Namun, saya mengajak diri sendiri dan diri selain saya sendiri untuk juga menikam peraya Natal itu; dengan menegakkan hujjah meskipun dilabeli 'penghujat'. Kita serius dalam menegakkan hujjah tentang 'tasyabbuh bil kuffar', sementara kita sendiri tak pernah membahas 'kuffar' dan keburukannya. Yang kita bahas adalah tasyabbuh selalunya.

Ini hanyalah tuangan yang terfikir. Boleh saja yang membacanya mengerutkan dahi sembari berfikir, 'Apa maumu?'. Mauku adalah jawaban dari kita atas pertanyaan ini: 'Mengapa kaum kafir seperti lebih selamat dari lisan/tulisan kita dari kaum muslimiin?'

Akan ada alasan: "Karena kaum kafir sudah jelas kekafirannya. Sementara dalam tubuh muslimiin bertebaran syubhat yang harus diberantas."

Diterima. Kemudian, kita akan mendapati kita bernafsu membahas tentang kelompok2 atau ormas yang dikenal 'menyimpang'. Kita tanya: 'Mengapa kaum kafir, Syi'ah dan lainnya lebih selamat dari lisan/tulisan kita dibanding saudara kita yang hanya menyimpang beberapa perkara?'

Akan ada alasan: "Kaum kafir sudah jelas kekafirannya.

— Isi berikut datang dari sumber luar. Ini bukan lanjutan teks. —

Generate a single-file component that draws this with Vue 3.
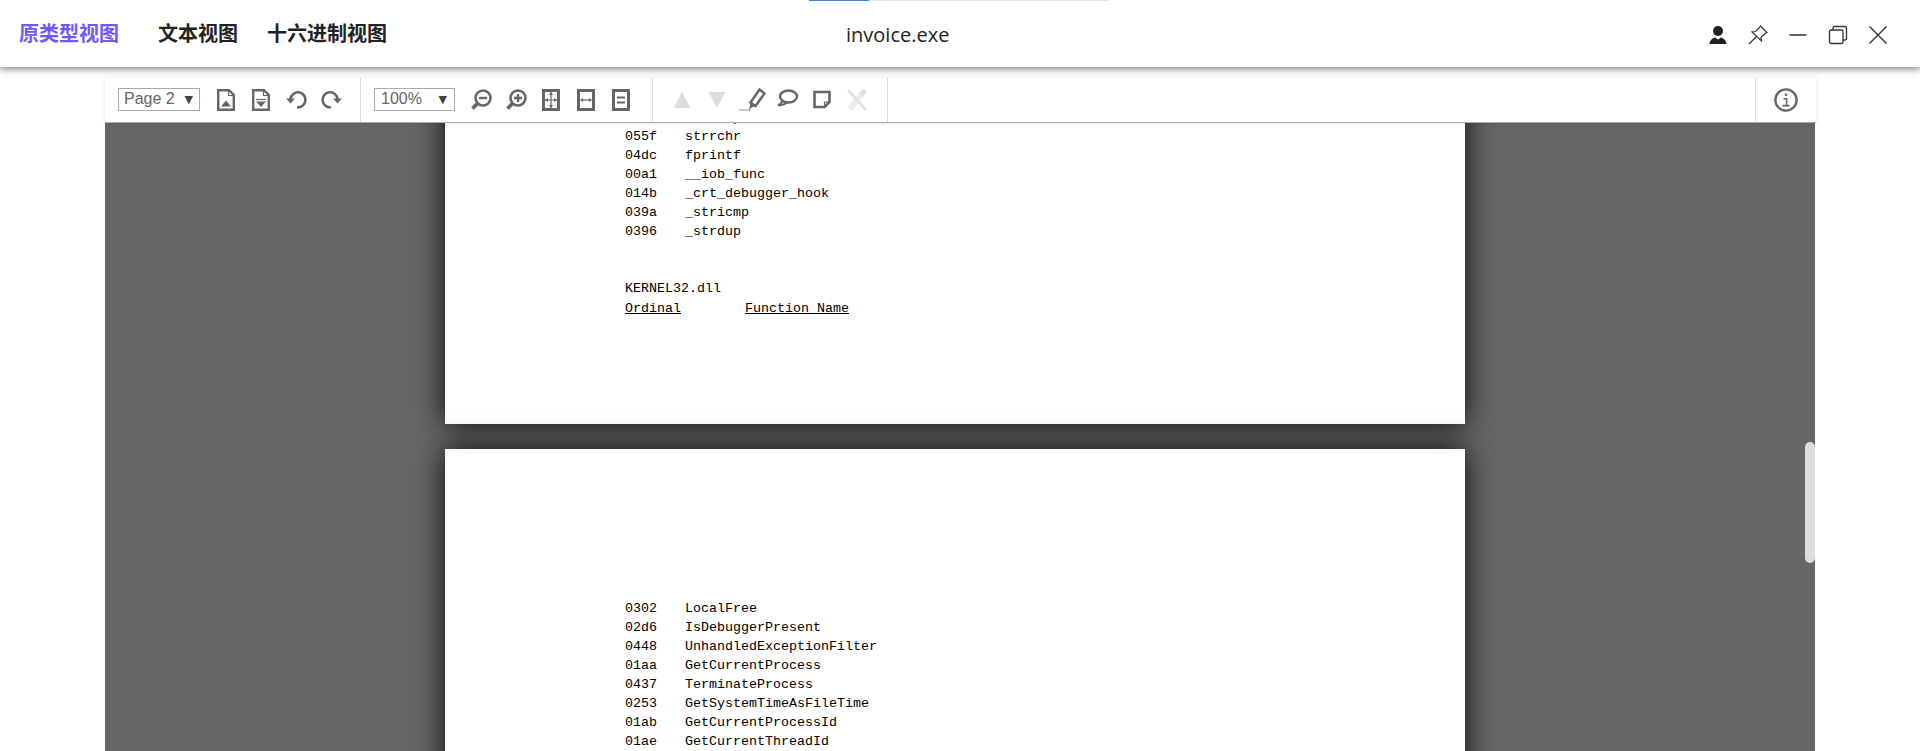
<template>
  <div class="app">
    <header class="topbar">
      <div class="progress"><div class="progress-fill"></div></div>
      <nav class="tabs">
        <span v-for="tab in tabs" :key="tab" class="tab" :class="{ active: tab === activeTab }">{{ tab }}</span>
      </nav>
      <div class="title">invoice.exe</div>
      <div class="win-actions">
        <svg class="win-icon" viewBox="0 0 24 24">
          <circle cx="12" cy="8" r="5" fill="#222" />
          <path d="M3.5 21C4 16.5 7 15.3 9 14.5L12 16.5 15 14.5C17 15.3 20 16.5 20.5 21Z" fill="#222" />
        </svg>
        <svg class="win-icon" viewBox="0 0 24 24" fill="none" stroke="#333" stroke-width="1.2">
          <path d="M14.5 3L21 9.5 19 10.5 15 14.5 15.5 18 6 9 9.5 8.5 13.5 4.5Z" />
          <path d="M10.5 13.5L3 21" />
        </svg>
        <svg class="win-icon" viewBox="0 0 24 24" fill="none" stroke="#333" stroke-width="1.5">
          <path d="M3.5 12H20.5" />
        </svg>
        <svg class="win-icon" viewBox="0 0 24 24" fill="none" stroke="#333" stroke-width="1.3">
          <rect x="3.5" y="7" width="13.5" height="13.5" rx="1.5" />
          <path d="M7 7V5C7 4 7.6 3.5 8.5 3.5H19C20 3.5 20.5 4 20.5 5V15.5C20.5 16.5 20 17 19 17H17" />
        </svg>
        <svg class="win-icon" viewBox="0 0 24 24" fill="none" stroke="#333" stroke-width="1.4">
          <path d="M3.5 3.5L20.5 20.5M20.5 3.5L3.5 20.5" />
        </svg>
      </div>
    </header>

    <main class="workspace">
      <div class="toolbar">
        <div class="group group-page">
          <div class="select select-page"><span>Page 2</span><span class="caret">▼</span></div>
          <svg class="tool first" viewBox="0 0 24 24">
            <path d="M4.2 2.2H15L19.8 7V21.8H4.2Z" fill="none" stroke="#666" stroke-width="2.4" />
            <path d="M14.5 2V7.5H20" fill="none" stroke="#666" stroke-width="1.2" />
            <path d="M7 18.5L12 12.5 17 18.5Z" fill="#666" />
          </svg>
          <svg class="tool" viewBox="0 0 24 24">
            <path d="M4.2 2.2H15L19.8 7V21.8H4.2Z" fill="none" stroke="#666" stroke-width="2.4" />
            <path d="M14.5 2V7.5H20" fill="none" stroke="#666" stroke-width="1.2" />
            <path d="M7 13.5H17L12 19Z" fill="#666" />
            <path d="M7 11.5H17" stroke="#666" stroke-width="1.2" />
          </svg>
          <svg class="tool" viewBox="0 0 24 24">
            <path d="M6.5 11A7.5 7.5 0 1 1 13 19.2" fill="none" stroke="#666" stroke-width="2.6" />
            <path d="M2 10.5H11L6.5 15.5Z" fill="#666" />
          </svg>
          <svg class="tool redo" viewBox="0 0 24 24">
            <path d="M17.5 11A7.5 7.5 0 1 0 11 19.2" fill="none" stroke="#666" stroke-width="2.6" />
            <path d="M13 10.5H22L17.5 15.5Z" fill="#666" />
          </svg>
        </div>

        <div class="group group-zoom">
          <div class="select select-zoom"><span>100%</span><span class="caret">▼</span></div>
          <svg class="tool first" viewBox="0 0 24 24">
            <circle cx="14" cy="10" r="7.5" fill="none" stroke="#666" stroke-width="2.6" />
            <path d="M8.5 15.5L3.5 20.5" stroke="#666" stroke-width="3.8" />
            <path d="M10 10H18" stroke="#666" stroke-width="2.4" />
          </svg>
          <svg class="tool" viewBox="0 0 24 24">
            <circle cx="14" cy="10" r="7.5" fill="none" stroke="#666" stroke-width="2.6" />
            <path d="M8.5 15.5L3.5 20.5" stroke="#666" stroke-width="3.8" />
            <path d="M10 10H18M14 6V14" stroke="#666" stroke-width="2.4" />
          </svg>
          <svg class="tool" viewBox="0 0 24 24" fill="none" stroke="#666">
            <rect x="4.5" y="2.5" width="15" height="19" stroke-width="3" />
            <path d="M12 4V20M5 12H19" stroke-width="1.2" />
            <path d="M12 4L10 7H14ZM12 20L10 17H14ZM6 12L9 10V14ZM18 12L15 10V14Z" fill="#666" stroke="none" />
          </svg>
          <svg class="tool" viewBox="0 0 24 24" fill="none" stroke="#666">
            <rect x="4.5" y="2.5" width="15" height="19" stroke-width="3" />
            <path d="M7 12H17" stroke-width="1.2" />
            <path d="M6 12L9 10V14ZM18 12L15 10V14Z" fill="#666" stroke="none" />
          </svg>
          <svg class="tool" viewBox="0 0 24 24" fill="none" stroke="#666">
            <rect x="4.5" y="2.5" width="15" height="19" stroke-width="3" />
            <path d="M8 9.5H16M8 14.5H16" stroke-width="2" />
          </svg>
        </div>

        <div class="group group-annot">
          <svg class="tool first" viewBox="0 0 24 24">
            <path d="M3.5 20H20.5L12 4Z" fill="#ddd" />
          </svg>
          <svg class="tool" viewBox="0 0 24 24">
            <path d="M3.5 4H20.5L12 20Z" fill="#ddd" />
          </svg>
          <svg class="tool" viewBox="0 0 24 24">
            <path d="M-1 21H10V23H-1Z" fill="#ccc" />
            <path d="M19.5 1.5L24.5 5.5 15.5 18 10.5 14.5Z" fill="none" stroke="#666" stroke-width="2.4" />
            <path d="M10.5 14.5L15.5 18 11.5 19.5 9 23Z" fill="#666" />
          </svg>
          <svg class="tool" viewBox="0 0 24 24" fill="none" stroke="#666" stroke-width="2.4">
            <ellipse cx="13.5" cy="8.5" rx="8.5" ry="6" />
            <path d="M7.5 12.5C7 14.5 5.5 16.5 3 17 6 17.5 10 16.5 12 14.5" stroke-width="2" />
          </svg>
          <svg class="tool" viewBox="0 0 24 24" fill="none" stroke="#666" stroke-width="2.6">
            <path d="M4.5 4H19.5V14L14.5 19H4.5Z" />
            <path d="M14.5 19V14H19.5" stroke-width="1.2" />
          </svg>
          <svg class="tool" viewBox="0 0 24 24" fill="none">
            <path d="M20 2L5 21" stroke="#ececec" stroke-width="6" />
            <path d="M3 2L21 22" stroke="#e2e2e2" stroke-width="3" />
            <path d="M20 2L16 7" stroke="#dcdcdc" stroke-width="3" />
          </svg>
        </div>

        <div class="group-spacer"></div>

        <div class="group-info">
          <svg class="tool info" viewBox="0 0 24 24" fill="none" stroke="#666">
            <circle cx="12" cy="12" r="10.6" stroke-width="2.4" />
            <circle cx="12" cy="6.8" r="1.4" fill="#666" stroke="none" />
            <path d="M9.5 10.8H12.6V17.6M8.5 17.6H15.5" stroke-width="1.6" />
          </svg>
        </div>
      </div>

      <div class="viewer">
        <section class="page page-one">
          <div v-for="row in pageOneRows" :key="row[0]" class="row">
            <span class="ord">{{ row[0] }}</span><span>{{ row[1] }}</span>
          </div>
          <div class="dll">KERNEL32.dll</div>
          <div class="row head">
            <span class="head-ord">Ordinal</span><span class="underline">Function Name</span>
          </div>
        </section>

        <section class="page page-two">
          <div v-for="row in pageTwoRows" :key="row[0]" class="row">
            <span class="ord">{{ row[0] }}</span><span>{{ row[1] }}</span>
          </div>
        </section>

        <div class="scroll-thumb"></div>
      </div>
    </main>
  </div>
</template>

<script setup>
const activeTab = '原类型视图';
const tabs = ['原类型视图', '文本视图', '十六进制视图'];

const pageOneRows = [
  ['0542', 'strncmp'],
  ['055f', 'strrchr'],
  ['04dc', 'fprintf'],
  ['00a1', '__iob_func'],
  ['014b', '_crt_debugger_hook'],
  ['039a', '_stricmp'],
  ['0396', '_strdup']
];

const pageTwoRows = [
  ['0302', 'LocalFree'],
  ['02d6', 'IsDebuggerPresent'],
  ['0448', 'UnhandledExceptionFilter'],
  ['01aa', 'GetCurrentProcess'],
  ['0437', 'TerminateProcess'],
  ['0253', 'GetSystemTimeAsFileTime'],
  ['01ab', 'GetCurrentProcessId'],
  ['01ae', 'GetCurrentThreadId']
];
</script>

<style scoped>
.app {
  width: 1920px;
  height: 751px;
  overflow: hidden;
  display: flex;
  flex-direction: column;
  background: white;
}

.topbar {
  position: relative;
  flex: 0 0 67px;
  display: flex;
  align-items: center;
  background: white;
  box-shadow: 0 2px 7px rgba(0, 0, 0, 0.5);
}

.progress {
  position: absolute;
  top: 0;
  left: 809px;
  width: 300px;
  height: 1px;
  background: #e5e5e5;
}

.progress-fill {
  width: 60px;
  height: 100%;
  background: #4a7fd0;
}

.tabs {
  flex: 0 0 846px;
  display: flex;
  gap: 29px;
  padding-left: 19px;
  padding-bottom: 2px;
  box-sizing: border-box;
}

.tab {
  font-family: "Noto Sans CJK SC", sans-serif;
  font-size: 20px;
  line-height: 28px;
  font-weight: 700;
  color: #222;
}

.tab.active {
  margin-right: 10px;
  color: #7158ff;
}

.title {
  font-family: "Open Sans", sans-serif;
  font-size: 20px;
  color: #222;
  padding-top: 1px;
}

.win-actions {
  margin-left: auto;
  display: flex;
  gap: 16px;
  padding-right: 30px;
  padding-top: 3px;
}

.win-icon {
  width: 24px;
  height: 24px;
}

.workspace {
  flex: 1;
  min-height: 0;
  display: flex;
  flex-direction: column;
  padding: 11px 104px 0 105px;
}

.toolbar {
  position: relative;
  z-index: 1;
  flex: 0 0 44px;
  display: flex;
  align-items: center;
  background: white;
  border-bottom: 1px solid #aaa;
  box-shadow: 0 0 5px rgba(0, 0, 0, 0.1);
}

.group {
  height: 100%;
  box-sizing: border-box;
  display: flex;
  align-items: center;
  gap: 11px;
  border-right: 1px solid #ddd;
}

.group-page {
  flex: 0 0 256px;
  padding-left: 13px;
}

.group-zoom {
  flex: 0 0 292px;
  padding-left: 13px;
}

.group-annot {
  flex: 0 0 235px;
}

.group-spacer {
  flex: 1;
}

.group-info {
  flex: 0 0 61px;
  height: 100%;
  box-sizing: border-box;
  display: flex;
  align-items: center;
  justify-content: center;
  border-left: 1px solid #ddd;
}

.select {
  box-sizing: border-box;
  height: 23px;
  margin-bottom: 2px;
  display: flex;
  align-items: center;
  justify-content: space-between;
  border: 1px solid #aaa;
  font-family: "Liberation Sans", Arial, sans-serif;
  font-size: 16px;
  color: #666;
}

.select-page {
  width: 82px;
  padding: 0 6px 0 5px;
}

.select-zoom {
  width: 81px;
  padding: 0 7px 0 6px;
}

.caret {
  font-family: "DejaVu Sans", sans-serif;
  font-size: 11px;
  color: #444;
}

.tool {
  flex: none;
  width: 24px;
  height: 24px;
  overflow: visible;
}

.group-page .first,
.group-zoom .first {
  margin-left: 2.5px;
}

.group-annot .first {
  margin-left: 16.5px;
}

.redo {
  margin-left: 1px;
}

.viewer {
  position: relative;
  flex: 1;
  min-height: 0;
  overflow: hidden;
  background: #666;
  border-right: 1px solid white;
}

.page {
  width: 1020px;
  margin-left: 340px;
  box-sizing: border-box;
  padding-left: 180px;
  background: white;
  box-shadow: 0 0 28px rgba(0, 0, 0, 0.9);
  font-family: "Liberation Mono", monospace;
  font-size: 13.33px;
  line-height: 19.1px;
  color: #000;
}

.page-one {
  height: 401px;
  margin-top: -100px;
  padding-top: 84.5px;
}

.page-two {
  height: 500px;
  margin-top: 25px;
  padding-top: 149.5px;
  line-height: 19px;
}

.row {
  display: flex;
}

.ord {
  width: 60px;
}

.dll {
  margin-top: 38px;
}

.head {
  margin-top: 1px;
}

.head-ord {
  width: 120px;
  text-decoration: underline;
}

.underline {
  text-decoration: underline;
}

.scroll-thumb {
  position: absolute;
  top: 319px;
  right: 0;
  width: 10px;
  height: 121px;
  border-radius: 5px;
  background: #ddd;
}
</style>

Syi'ah 12 sudah jelas kesyirikannya. Sementara saudara kita begitu banyak syubhatnya."

Dan yang kemudian akan mengerucut, menyempit, menekan hingga perbincangan antara majelis. Majelis sebelah begini, majelis sebelah begitu...jangan diikuti jangan dihadiri. Sehingga akhirnya timbullah: Hizbiyyah Madzmuumah, yang dulunya berawal dari sikap 'longgar' terhadap kuffar, 'sempit' terhadap 'muslimiin'. Dan ini juga masalah yang layak dipermasalahkan.